The worker appealed the decision and a three-member panel of the Tribunal heard the case over several days in 2013. The Panel’s decision 78-page ruling includes an examination of the history of workers’ compensation, the purposes of the mental health exception in section 13, the historical prejudice against mental illness and ultimately, how Charter jurisprudence applies. The decision gives considerable attention to the historical injustice visited upon persons with mental health conditions and very bluntly identifies the mental stress exception as an example of that injustice.

A summary description of the Tribunal ruling is this:

  • The statutory provisions create a distinction between different types of disability, in particular a distinction based on mental disability;
  • The provisions discriminate against persons with mental illness, by denying access to no-fault compensation and perpetuating false stereotyping;
  • The ability to sue privately for these injuries was insufficient to offset the disadvantage to workers, who ordinarily had the benefit of the no fault workers’ compensation system;
  • Creating inequality that amounted to an infringement on equality rights under the Charter, the provisions were not saved by their alleged purpose (containing costs imposed on the Accident Fund) nor was the limitation on mental health claims proportional to that alleged purpose.

Consequently the Tribunal held that the mental stress exception constituted an unjustifiable infringement on equality rights under the Charter. Based on that conclusion, the Panel declined to apply subsections 13(4) and (5) of the Act and allowed the worker’s appeal.

Implications

While individual Panel rulings at the WSIAT do not bind other Panels, it is likely that the lengthy and comprehensive assessment of the mental stress issue in Decision 2157/09 constitutes the Tribunal’s new standard. What this may mean in Ontario is:

  • Any new mental stress claim will be adjudicated by the Tribunal, in the same fashion as any other claim;
  • Given that the mental stress exception is 14 years old, there may be a huge number of past litigants who will now look for a re-adjudication of their cases;
  • There is no obvious principled basis for the Board or Tribunal to refuse to re-visit those cases. Certainly the Tribunal would have difficulty doing so;
  • Thus, any mental stress claim previously denied on the basis of subsections 13(4) and (5) may now be raised again, within the Board or at the Tribunal;
  • Any mental stress claim previously denied at the Tribunal, based on these provisions, is now fodder for a “reconsideration” request by past unsuccessful claimants.

Ontario trade unions, plaintiffs’ counsel and workers advocacy groups will likely move quickly to revive old cases and to bring forward new ones. Ontario employers, which pay premiums to support the Accident Fund, can anticipate escalating costs of claims and of course, the burden of managing and litigating those claims.

In addition, the new ruling by the Tribunal will itself likely be contested by the Government of Ontario, which unsuccessfully defended the mental stress exception in the case. The first stop for such a challenge is judicial review. Such a challenge would undoubtedly scrutinize the Charter analysis done by the Tribunal.

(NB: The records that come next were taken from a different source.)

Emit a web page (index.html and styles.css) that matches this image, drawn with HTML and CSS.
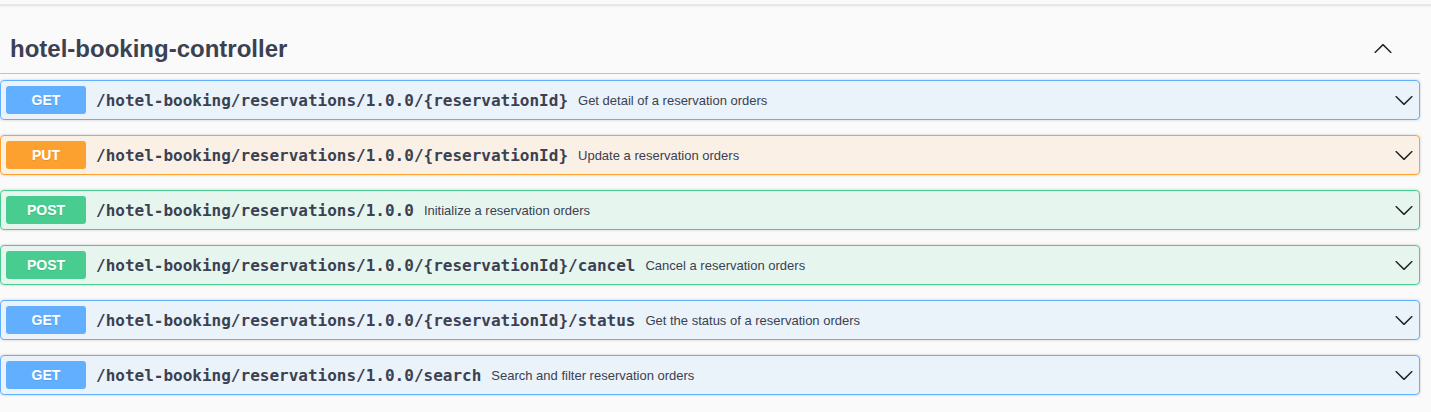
FILE: index.html
```html
<!DOCTYPE html>
<html lang="en">
<head>
<meta charset="utf-8">
<title>hotel-booking-controller</title>
<link rel="stylesheet" href="styles.css">
</head>
<body>
<div class="topbar"></div>
<div class="wrapper">
  <div class="tag-section">
    <h3 class="tag-header">
      <span class="tag-name">hotel-booking-controller</span>
      <svg class="arrow up" viewBox="0 0 20 20" width="20" height="20"><path d="M17.418 6.109c.272-.268.709-.268.979 0s.271.701 0 .969l-7.908 7.83c-.27.268-.707.268-.979 0l-7.908-7.83c-.27-.268-.27-.701 0-.969.271-.268.709-.268.979 0L10 13.25l7.418-7.141z"/></svg>
    </h3>
    <div class="opblock get">
      <span class="method">GET</span>
      <span class="path">/hotel-booking/reservations/1.0.0/{reservationId}</span>
      <span class="desc">Get detail of a reservation orders</span>
      <svg class="arrow" viewBox="0 0 20 20" width="20" height="20"><path d="M17.418 6.109c.272-.268.709-.268.979 0s.271.701 0 .969l-7.908 7.83c-.27.268-.707.268-.979 0l-7.908-7.830c-.27-.268-.27-.701 0-.969.271-.268.709-.268.979 0L10 13.25l7.418-7.141z"/></svg>
    </div>
    <div class="opblock put">
      <span class="method">PUT</span>
      <span class="path">/hotel-booking/reservations/1.0.0/{reservationId}</span>
      <span class="desc">Update a reservation orders</span>
      <svg class="arrow" viewBox="0 0 20 20" width="20" height="20"><path d="M17.418 6.109c.272-.268.709-.268.979 0s.271.701 0 .969l-7.908 7.83c-.27.268-.707.268-.979 0l-7.908-7.83c-.27-.268-.27-.701 0-.969.271-.268.709-.268.979 0L10 13.25l7.418-7.141z"/></svg>
    </div>
    <div class="opblock post">
      <span class="method">POST</span>
      <span class="path">/hotel-booking/reservations/1.0.0</span>
      <span class="desc">Initialize a reservation orders</span>
      <svg class="arrow" viewBox="0 0 20 20" width="20" height="20"><path d="M17.418 6.109c.272-.268.709-.268.979 0s.271.701 0 .969l-7.908 7.83c-.27.268-.707.268-.979 0l-7.908-7.83c-.27-.268-.27-.701 0-.969.271-.268.709-.268.979 0L10 13.25l7.418-7.141z"/></svg>
    </div>
    <div class="opblock post">
      <span class="method">POST</span>
      <span class="path">/hotel-booking/reservations/1.0.0/{reservationId}/cancel</span>
      <span class="desc">Cancel a reservation orders</span>
      <svg class="arrow" viewBox="0 0 20 20" width="20" height="20"><path d="M17.418 6.109c.272-.268.709-.268.979 0s.271.701 0 .969l-7.908 7.83c-.27.268-.707.268-.979 0l-7.908-7.83c-.27-.268-.27-.701 0-.969.271-.268.709-.268.979 0L10 13.25l7.418-7.141z"/></svg>
    </div>
    <div class="opblock get">
      <span class="method">GET</span>
      <span class="path">/hotel-booking/reservations/1.0.0/{reservationId}/status</span>
      <span class="desc">Get the status of a reservation orders</span>
      <svg class="arrow" viewBox="0 0 20 20" width="20" height="20"><path d="M17.418 6.109c.272-.268.709-.268.979 0s.271.701 0 .969l-7.908 7.83c-.27.268-.707.268-.979 0l-7.908-7.83c-.27-.268-.27-.701 0-.969.271-.268.709-.268.979 0L10 13.25l7.418-7.141z"/></svg>
    </div>
    <div class="opblock get">
      <span class="method">GET</span>
      <span class="path">/hotel-booking/reservations/1.0.0/search</span>
      <span class="desc">Search and filter reservation orders</span>
      <svg class="arrow" viewBox="0 0 20 20" width="20" height="20"><path d="M17.418 6.109c.272-.268.709-.268.979 0s.271.701 0 .969l-7.908 7.83c-.27.268-.707.268-.979 0l-7.908-7.83c-.27-.268-.27-.701 0-.969.271-.268.709-.268.979 0L10 13.25l7.418-7.141z"/></svg>
    </div>
  </div>
</div>
</body>
</html>
```
FILE: styles.css
```css
html, body {
  margin: 0;
  padding: 0;
  background: #fafafa;
  font-family: "Liberation Sans", Arial, sans-serif;
  color: #3b4151;
}

.topbar {
  height: 4px;
  background: #fafafa;
  border-bottom: 2px solid #e6e6e6;
  box-shadow: 0 1px 2px rgba(0, 0, 0, 0.04);
}

.wrapper {
  width: 1420px;
  padding-top: 19px;
}

.tag-header {
  display: flex;
  align-items: center;
  margin: 0 0 6px 0;
  padding: 8px 27px 8px 10px;
  height: 32px;
  border-bottom: 1px solid rgba(59, 65, 81, 0.3);
  font-size: 24px;
  font-weight: 700;
  color: #3b4151;
}

.tag-name {
  flex: 1;
}

.arrow {
  flex: none;
  fill: #222;
}

.arrow.up {
  transform: rotate(180deg);
}

.opblock {
  display: flex;
  align-items: center;
  box-sizing: border-box;
  height: 40px;
  padding: 5px;
  margin: 0 0 15px 0;
  border: 1px solid;
  border-radius: 4px;
  box-shadow: 0 0 3px rgba(0, 0, 0, 0.19);
}

.opblock.get {
  background: rgba(97, 175, 254, 0.1);
  border-color: #61affe;
}
.opblock.get .method { background: #61affe; }

.opblock.put {
  background: rgba(252, 161, 48, 0.1);
  border-color: #fca130;
}
.opblock.put .method { background: #fca130; }

.opblock.post {
  background: rgba(73, 204, 144, 0.1);
  border-color: #49cc90;
}
.opblock.post .method { background: #49cc90; }

.method {
  flex: none;
  width: 80px;
  height: 28px;
  line-height: 28px;
  border-radius: 3px;
  text-align: center;
  color: #fff;
  font-size: 14px;
  font-weight: 700;
  text-shadow: 0 1px 0 rgba(0, 0, 0, 0.1);
}

.path {
  flex: none;
  padding: 0 10px;
  font-family: "DejaVu Sans Mono", "Liberation Mono", monospace;
  font-size: 16px;
  font-weight: 700;
  color: #3b4151;
}

.desc {
  flex: 1;
  font-size: 13px;
  color: #3b4151;
}
```
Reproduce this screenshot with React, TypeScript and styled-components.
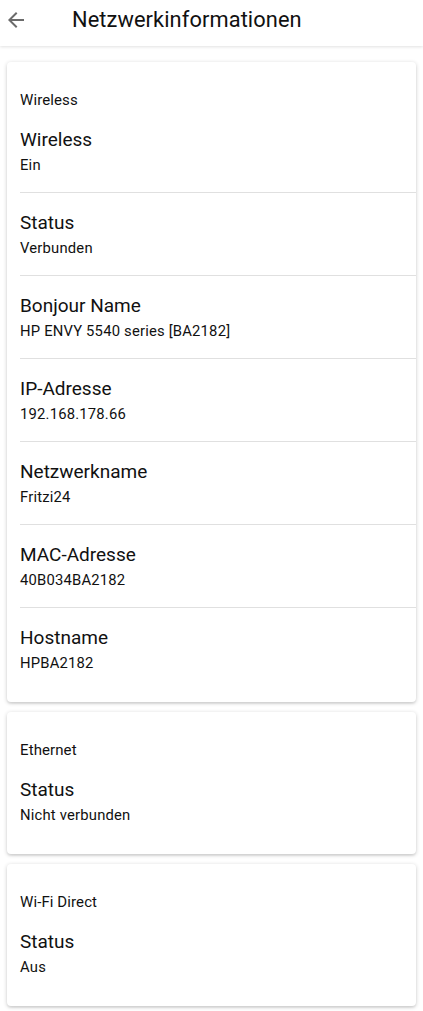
import styled, { createGlobalStyle } from 'styled-components';

const GlobalStyle = createGlobalStyle`
  body {
    margin: 0;
    background: #ffffff;
    font-family: Roboto, 'Noto Sans', sans-serif;
    color: #1a1a1a;
  }
`;

const Page = styled.div`
  width: 423px;
  min-height: 1011px;
  background: #fff;
`;

const Header = styled.header`
  display: flex;
  align-items: center;
  height: 46px;
  padding-bottom: 6px;
  box-sizing: border-box;
  background: #fff;
  box-shadow: 0 1px 3px rgba(0, 0, 0, 0.12);
`;

const BackButton = styled.button`
  display: flex;
  align-items: center;
  justify-content: center;
  width: 24px;
  height: 24px;
  margin-left: 4px;
  padding: 0;
  border: none;
  background: none;
  color: #6b6b6b;
`;

const Title = styled.h1`
  margin: 0 0 0 44px;
  font-size: 21.8px;
  line-height: 26px;
  font-weight: 400;
  color: #111;
  letter-spacing: 0.1px;
`;

const Cards = styled.main`
  display: flex;
  flex-direction: column;
  gap: 10px;
  padding: 16px 7px 6px 7px;
`;

const Card = styled.section`
  background: #fff;
  border-radius: 4px;
  box-shadow: 0 1px 4px rgba(0, 0, 0, 0.2), 0 2px 2px rgba(0, 0, 0, 0.06);
  padding: 0 0 12px 13px;
`;

const SectionLabel = styled.div`
  padding: 28px 0 0;
  font-size: 15px;
  line-height: 20px;
  color: #111;
  letter-spacing: 0.1px;
`;

const Row = styled.div`
  padding: 18px 0 17px;
  border-bottom: 1px solid #e0e0e0;

  &:last-child {
    border-bottom: none;
  }
`;

const RowTitle = styled.div`
  font-size: 19px;
  line-height: 24px;
  color: #111;
`;

const RowValue = styled.div`
  margin-top: 3px;
  font-size: 14.8px;
  line-height: 20px;
  color: #111;
  letter-spacing: 0.2px;
`;

type Item = { title: string; value: string };

const sections: { label: string; items: Item[] }[] = [
  {
    label: 'Wireless',
    items: [
      { title: 'Wireless', value: 'Ein' },
      { title: 'Status', value: 'Verbunden' },
      { title: 'Bonjour Name', value: 'HP ENVY 5540 series [BA2182]' },
      { title: 'IP-Adresse', value: '192.168.178.66' },
      { title: 'Netzwerkname', value: 'Fritzi24' },
      { title: 'MAC-Adresse', value: '40B034BA2182' },
      { title: 'Hostname', value: 'HPBA2182' },
    ],
  },
  {
    label: 'Ethernet',
    items: [{ title: 'Status', value: 'Nicht verbunden' }],
  },
  {
    label: 'Wi-Fi Direct',
    items: [{ title: 'Status', value: 'Aus' }],
  },
];

function ArrowBack() {
  return (
    <svg width='24' height='24' viewBox='0 0 24 24' fill='currentColor'>
      <path d='M20 11H7.83l5.59-5.59L12 4l-8 8 8 8 1.41-1.41L7.83 13H20v-2z' />
    </svg>
  );
}

export default function App() {
  return (
    <Page>
      <GlobalStyle />
      <Header>
        <BackButton aria-label='Zurück'>
          <ArrowBack />
        </BackButton>
        <Title>Netzwerkinformationen</Title>
      </Header>
      <Cards>
        {sections.map((section) => (
          <Card key={section.label}>
            <SectionLabel>{section.label}</SectionLabel>
            {section.items.map((item) => (
              <Row key={item.title}>
                <RowTitle>{item.title}</RowTitle>
                <RowValue>{item.value}</RowValue>
              </Row>
            ))}
          </Card>
        ))}
      </Cards>
    </Page>
  );
}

There is also the question of whether the Tribunal had the legal authority to take this approach to the provision. When Ontario’s Legislative Assembly passed the mental stress exception in 1998, it also enacted a strict limit on the Tribunal’s independence:

Board policies

126. (1) If there is an applicable Board policy with respect to the subject-matter of an appeal, the Appeals Tribunal shall apply it when making its decision.

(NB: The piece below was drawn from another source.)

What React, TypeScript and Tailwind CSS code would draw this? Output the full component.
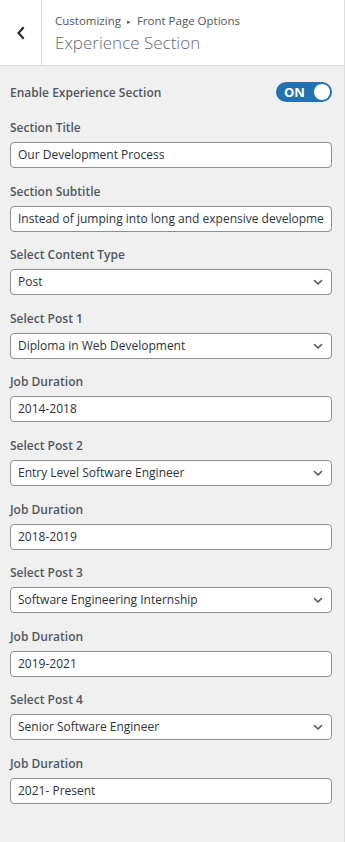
import React from "react";

const font = { fontFamily: '"Open Sans", "Noto Sans", sans-serif' };

function Label({ children }: { children: React.ReactNode }) {
  return <div className="pt-[1px] text-[12px] leading-[18px] font-semibold text-[#50575e] whitespace-nowrap">{children}</div>;
}

function TextInput({ value }: { value: string }) {
  return (
    <div className="mt-[5px] h-[26px] rounded-[4px] border border-[#8c8f94] bg-white px-[7px] flex items-center overflow-hidden">
      <span className="text-[12px] text-[#2c3338] whitespace-nowrap">{value}</span>
    </div>
  );
}

function Select({ value }: { value: string }) {
  return (
    <div className="mt-[5px] h-[26px] rounded-[4px] border border-[#8c8f94] bg-white pl-[7px] pr-[7px] flex items-center justify-between overflow-hidden">
      <span className="text-[12px] text-[#2c3338] whitespace-nowrap">{value}</span>
      <svg width="12" height="12" viewBox="0 0 12 12" fill="none">
        <path d="M2.5 4.5L6 8L9.5 4.5" stroke="#50575e" strokeWidth="1.6" strokeLinecap="round" strokeLinejoin="round" />
      </svg>
    </div>
  );
}

type Field = { label: string; type: "input" | "select"; value: string };

const fields: Field[] = [
  { label: "Section Title", type: "input", value: "Our Development Process" },
  { label: "Section Subtitle", type: "input", value: "Instead of jumping into long and expensive developme" },
  { label: "Select Content Type", type: "select", value: "Post" },
  { label: "Select Post 1", type: "select", value: "Diploma in Web Development" },
  { label: "Job Duration", type: "input", value: "2014-2018" },
  { label: "Select Post 2", type: "select", value: "Entry Level Software Engineer" },
  { label: "Job Duration", type: "input", value: "2018-2019" },
  { label: "Select Post 3", type: "select", value: "Software Engineering Internship" },
  { label: "Job Duration", type: "input", value: "2019-2021" },
  { label: "Select Post 4", type: "select", value: "Senior Software Engineer" },
  { label: "Job Duration", type: "input", value: "2021- Present" },
];

export default function App() {
  return (
    <div style={font} className="w-[345px] h-[842px] bg-[#f0f0f1] border-r border-[#dcdcde] overflow-hidden">
      <div className="h-[66px] bg-white border-b border-[#dcdcde] flex">
        <div className="w-[42px] h-full border-r border-[#dcdcde] flex items-center justify-center">
          <svg width="12" height="14" viewBox="0 0 12 14" fill="none">
            <path d="M8 2L3.5 7L8 12" stroke="#1d2327" strokeWidth="2" strokeLinecap="square" />
          </svg>
        </div>
        <div className="pl-[13px] pt-[12px]">
          <div className="text-[11.5px] leading-[17px] text-[#50575e] whitespace-nowrap">
            Customizing <span className="text-[7px] align-middle mx-[3px]">▸</span> Front Page Options
          </div>
          <div className="text-[17px] leading-[26px] font-light text-[#646970] whitespace-nowrap">Experience Section</div>
        </div>
      </div>
      <div className="pl-[10px] pr-[12px] pt-[15px]">
        <div className="flex items-center justify-between h-[22px]">
          <Label>Enable Experience Section</Label>
          <div className="w-[56px] h-[20px] rounded-full bg-[#2271b1] flex items-center justify-between pl-[8px] pr-[2px]">
            <span className="text-[13px] font-bold text-white leading-none">ON</span>
            <span className="w-[16px] h-[16px] rounded-full bg-white"></span>
          </div>
        </div>
        <div className="mt-[15px] flex flex-col gap-[13.6px]">
          {fields.map((f, i) => (
            <div key={i}>
              <Label>{f.label}</Label>
              {f.type === "input" ? <TextInput value={f.value} /> : <Select value={f.value} />}
            </div>
          ))}
        </div>
      </div>
    </div>
  );
}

The Board has a longstanding policy pertaining to subsections 13(4) and (5) of the Act, a policy which assumes the constitutional legality of the statute and which offers guidance on how to apply the mental stress limitations in cases. In Decision 2157/09, the Tribunal has given short shrift to this restraint on its independence and, by finding the provisions contrary to the Charter, has of course failed to abide by Board policy. 

Ontario’s workers’ compensation system would now appear to be open to mental stress claims hitherto denied by the Act. Whether this opens a floodgate of old and new claims remains to be seen; one result, almost guaranteed, is that the issue will now be engaged by stakeholders and the Government of Ontario in what will be lengthy and complex legal proceedings for some years to come.